Trois « gilets jaunes » tombent nez à nez avec un homme en écharpe rouge, un peu chic. Tout de suite, ça discute violences. Mais pas les mêmes. « Pourquoi vous ne dégagez pas les casseurs ? On n’est pas contre vous, on est contre la violence », dit Echarpe rouge, très ému. Gilet jaune : « Vous savez ce que c’est une grenade de désencerclement ? Ça balance des billes et moi je m’en suis pris une. »

Marion Biot, 27 ans, naturothérapeute et lui aussi en fluo s’enflamme : « Les foulards rouges remercient la police et nous traitent de fachos. Le jour où quelqu’un foutra la merde dans leurs manifs, ils comprendront. » Récit contre récit, deux réalités.

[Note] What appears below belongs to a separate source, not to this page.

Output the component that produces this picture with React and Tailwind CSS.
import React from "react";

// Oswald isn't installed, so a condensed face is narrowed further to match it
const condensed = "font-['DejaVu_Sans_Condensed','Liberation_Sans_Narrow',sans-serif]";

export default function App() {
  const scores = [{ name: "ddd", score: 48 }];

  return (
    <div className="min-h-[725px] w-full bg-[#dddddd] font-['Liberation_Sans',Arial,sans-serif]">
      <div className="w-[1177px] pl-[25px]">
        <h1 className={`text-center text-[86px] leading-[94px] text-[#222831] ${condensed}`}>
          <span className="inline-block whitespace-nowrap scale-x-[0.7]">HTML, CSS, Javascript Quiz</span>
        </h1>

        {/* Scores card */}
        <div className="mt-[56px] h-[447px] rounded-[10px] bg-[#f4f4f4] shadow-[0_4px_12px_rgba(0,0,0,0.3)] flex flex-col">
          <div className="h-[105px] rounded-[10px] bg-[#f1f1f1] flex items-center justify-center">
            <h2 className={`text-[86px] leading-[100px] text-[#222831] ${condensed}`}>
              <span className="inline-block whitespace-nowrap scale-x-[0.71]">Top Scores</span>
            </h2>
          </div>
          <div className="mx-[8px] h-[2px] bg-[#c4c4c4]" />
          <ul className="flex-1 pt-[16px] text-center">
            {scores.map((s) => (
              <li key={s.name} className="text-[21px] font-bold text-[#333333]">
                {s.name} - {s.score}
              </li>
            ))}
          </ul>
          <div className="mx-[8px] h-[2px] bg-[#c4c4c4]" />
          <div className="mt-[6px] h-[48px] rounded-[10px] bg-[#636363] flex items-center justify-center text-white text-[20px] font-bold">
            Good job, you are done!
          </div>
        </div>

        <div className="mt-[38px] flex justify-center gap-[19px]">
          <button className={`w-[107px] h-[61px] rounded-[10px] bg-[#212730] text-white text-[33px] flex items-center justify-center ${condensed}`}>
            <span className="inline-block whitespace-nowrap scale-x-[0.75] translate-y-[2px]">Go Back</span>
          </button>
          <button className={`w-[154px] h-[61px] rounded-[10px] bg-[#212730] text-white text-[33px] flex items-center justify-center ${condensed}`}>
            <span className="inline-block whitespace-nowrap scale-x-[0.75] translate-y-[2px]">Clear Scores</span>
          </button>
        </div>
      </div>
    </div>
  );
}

Un adolescent, 14 ans pas plus, les interrompt. « Je peux faire une photo de vous deux, s’il vous plaît ? » Ils se rapprochent, presque par réflexe. « Plus près », dit le gosse. Ça y est. Les yeux d‘Echarpe rouge se plissent. « Voilà ça me fait chialer tout ça ! Faut arrêter cette violence ! » Et Gilet jaune : « On veut tous que les gens vivent mieux. » Ils se serrent la main.